WHAT IS REQUIRED: Leave out the pictures and copy everything else below exactly.

(Data listing)
## START
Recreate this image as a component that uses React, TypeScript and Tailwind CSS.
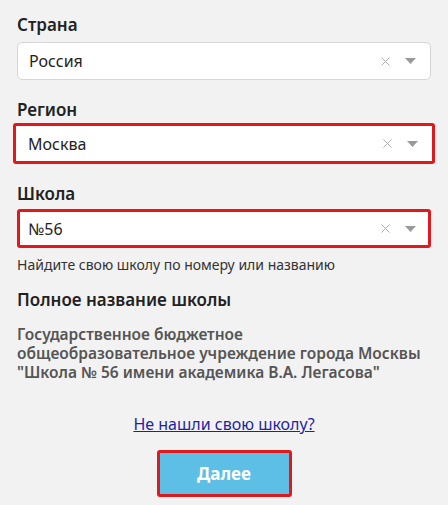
import { X } from "lucide-react";

const FONT = { fontFamily: '"Noto Sans", "Open Sans", sans-serif' };

function Caret() {
  return (
    <svg width="11" height="6" viewBox="0 0 11 6" className="ml-[12px]">
      <path d="M0 0 L11 0 L5.5 6 Z" fill="#9a9a9a" />
    </svg>
  );
}

function Controls({ pr }: { pr: string }) {
  return (
    <div className={`flex items-center ${pr}`}>
      <X className="w-[15px] h-[15px] text-[#a8a8a8]" strokeWidth={1.5} />
      <Caret />
    </div>
  );
}

function Label({ children }: { children: React.ReactNode }) {
  return <p className="text-[17px] leading-[22px] font-semibold text-[#222]">{children}</p>;
}

export default function App() {
  return (
    <div className="w-[448px] h-[505px] bg-[#f2f2f2] overflow-hidden" style={FONT}>
      <div className="px-[17px] pt-[14px]">
        <Label>Страна</Label>
        <div className="mt-[6px] h-[38px] bg-white border border-[#d6d6d6] rounded-[5px] flex items-center justify-between">
          <span className="pl-[11px] text-[16px] text-[#222]">Россия</span>
          <Controls pr="pr-[14px]" />
        </div>

        <div className="mt-[19px]"><Label>Регион</Label></div>
        <div className="mt-[2px] -mx-[4px] h-[41px] bg-white border-[3px] border-[#e0191c] rounded-[3px] flex items-center justify-between">
          <span className="pl-[12px] text-[16px] text-[#222]">Москва</span>
          <Controls pr="pr-[14px]" />
        </div>

        <div className="mt-[19px]"><Label>Школа</Label></div>
        <div className="mt-[4px] h-[39px] bg-white border-[3px] border-[#e0191c] rounded-[3px] flex items-center justify-between">
          <span className="pl-[8px] text-[16px] text-[#222]">№56</span>
          <Controls pr="pr-[12px]" />
        </div>
        <p className="mt-[8px] text-[14px] leading-[18px] text-[#333]">Найдите свою школу по номеру или названию</p>

        <p className="mt-[15px] text-[17px] leading-[22px] font-semibold text-[#222]">Полное название школы</p>
        <p className="mt-[14px] text-[15.5px] leading-[19px] font-semibold text-[#555]">
          Государственное бюджетное
          <br />
          общеобразовательное учреждение города Москвы
          <br />
          "Школа № 56 имени академика В.А. Легасова"
        </p>

        <div className="mt-[31px] flex justify-center">
          <a href="#" className="text-[16px] leading-[22px] text-[#1f1fa8] underline">Не нашли свою школу?</a>
        </div>

        <div className="mt-[15px] flex justify-center">
          <button className="w-[135px] h-[47px] bg-[#5dbfe6] border-[3px] border-[#e0191c] rounded-[3px] text-white text-[17px] font-bold">
            Далее
          </button>
        </div>
      </div>
    </div>
  );
}
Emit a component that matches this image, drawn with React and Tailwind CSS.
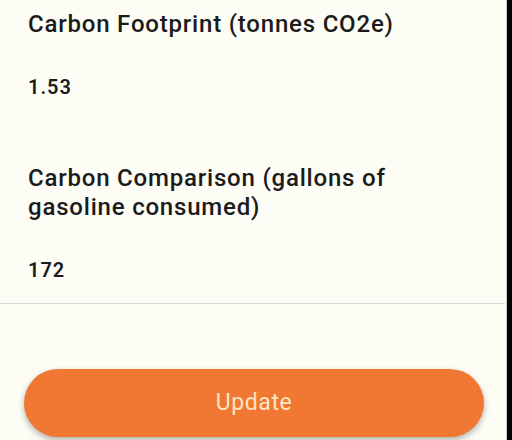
export default function App() {
  return (
    <div className="w-[512px] h-[440px] flex bg-black overflow-hidden" style={{ fontFamily: "Roboto, 'Noto Sans', sans-serif" }}>
      <div className="w-[507px] h-full bg-[#fdfcf5] border-r border-[#cfcfca] flex flex-col">
        <div className="pl-[28px] pt-[10px] text-[#1b1b1b]">
          <div className="w-[440px] text-[24px] leading-[29px] font-medium tracking-[0.8px]">Carbon Footprint (tonnes CO2e)</div>
          <div className="mt-[34px] text-[20px] leading-[28px] font-semibold tracking-[1px]">1.53</div>
          <div className="w-[420px] mt-[63px] text-[24px] leading-[29px] font-medium tracking-[0.8px]">Carbon Comparison (gallons of gasoline consumed)</div>
          <div className="mt-[34px] text-[20px] leading-[28px] font-semibold tracking-[1px]">172</div>
        </div>
        <div className="mt-[19px] h-px bg-[#d9d9d4] mr-[1px]"></div>
        <div className="pl-[24px] pt-[65px]">
          <button className="w-[460px] h-[68px] rounded-full bg-[#f07832] text-[#fde4c2] text-[23px] tracking-[0.6px] shadow-[0_3px_6px_rgba(0,0,0,0.3)]">
            Update
          </button>
        </div>
      </div>
    </div>
  );
}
## END
PROBLEM SOLUTION:
Recreate this image as a component that uses React, TypeScript and Tailwind CSS.
import { X } from "lucide-react";

const FONT = { fontFamily: '"Noto Sans", "Open Sans", sans-serif' };

function Caret() {
  return (
    <svg width="11" height="6" viewBox="0 0 11 6" className="ml-[12px]">
      <path d="M0 0 L11 0 L5.5 6 Z" fill="#9a9a9a" />
    </svg>
  );
}

function Controls({ pr }: { pr: string }) {
  return (
    <div className={`flex items-center ${pr}`}>
      <X className="w-[15px] h-[15px] text-[#a8a8a8]" strokeWidth={1.5} />
      <Caret />
    </div>
  );
}

function Label({ children }: { children: React.ReactNode }) {
  return <p className="text-[17px] leading-[22px] font-semibold text-[#222]">{children}</p>;
}

export default function App() {
  return (
    <div className="w-[448px] h-[505px] bg-[#f2f2f2] overflow-hidden" style={FONT}>
      <div className="px-[17px] pt-[14px]">
        <Label>Страна</Label>
        <div className="mt-[6px] h-[38px] bg-white border border-[#d6d6d6] rounded-[5px] flex items-center justify-between">
          <span className="pl-[11px] text-[16px] text-[#222]">Россия</span>
          <Controls pr="pr-[14px]" />
        </div>

        <div className="mt-[19px]"><Label>Регион</Label></div>
        <div className="mt-[2px] -mx-[4px] h-[41px] bg-white border-[3px] border-[#e0191c] rounded-[3px] flex items-center justify-between">
          <span className="pl-[12px] text-[16px] text-[#222]">Москва</span>
          <Controls pr="pr-[14px]" />
        </div>

        <div className="mt-[19px]"><Label>Школа</Label></div>
        <div className="mt-[4px] h-[39px] bg-white border-[3px] border-[#e0191c] rounded-[3px] flex items-center justify-between">
          <span className="pl-[8px] text-[16px] text-[#222]">№56</span>
          <Controls pr="pr-[12px]" />
        </div>
        <p className="mt-[8px] text-[14px] leading-[18px] text-[#333]">Найдите свою школу по номеру или названию</p>

        <p className="mt-[15px] text-[17px] leading-[22px] font-semibold text-[#222]">Полное название школы</p>
        <p className="mt-[14px] text-[15.5px] leading-[19px] font-semibold text-[#555]">
          Государственное бюджетное
          <br />
          общеобразовательное учреждение города Москвы
          <br />
          "Школа № 56 имени академика В.А. Легасова"
        </p>

        <div className="mt-[31px] flex justify-center">
          <a href="#" className="text-[16px] leading-[22px] text-[#1f1fa8] underline">Не нашли свою школу?</a>
        </div>

        <div className="mt-[15px] flex justify-center">
          <button className="w-[135px] h-[47px] bg-[#5dbfe6] border-[3px] border-[#e0191c] rounded-[3px] text-white text-[17px] font-bold">
            Далее
          </button>
        </div>
      </div>
    </div>
  );
}
Emit a component that matches this image, drawn with React and Tailwind CSS.
export default function App() {
  return (
    <div className="w-[512px] h-[440px] flex bg-black overflow-hidden" style={{ fontFamily: "Roboto, 'Noto Sans', sans-serif" }}>
      <div className="w-[507px] h-full bg-[#fdfcf5] border-r border-[#cfcfca] flex flex-col">
        <div className="pl-[28px] pt-[10px] text-[#1b1b1b]">
          <div className="w-[440px] text-[24px] leading-[29px] font-medium tracking-[0.8px]">Carbon Footprint (tonnes CO2e)</div>
          <div className="mt-[34px] text-[20px] leading-[28px] font-semibold tracking-[1px]">1.53</div>
          <div className="w-[420px] mt-[63px] text-[24px] leading-[29px] font-medium tracking-[0.8px]">Carbon Comparison (gallons of gasoline consumed)</div>
          <div className="mt-[34px] text-[20px] leading-[28px] font-semibold tracking-[1px]">172</div>
        </div>
        <div className="mt-[19px] h-px bg-[#d9d9d4] mr-[1px]"></div>
        <div className="pl-[24px] pt-[65px]">
          <button className="w-[460px] h-[68px] rounded-full bg-[#f07832] text-[#fde4c2] text-[23px] tracking-[0.6px] shadow-[0_3px_6px_rgba(0,0,0,0.3)]">
            Update
          </button>
        </div>
      </div>
    </div>
  );
}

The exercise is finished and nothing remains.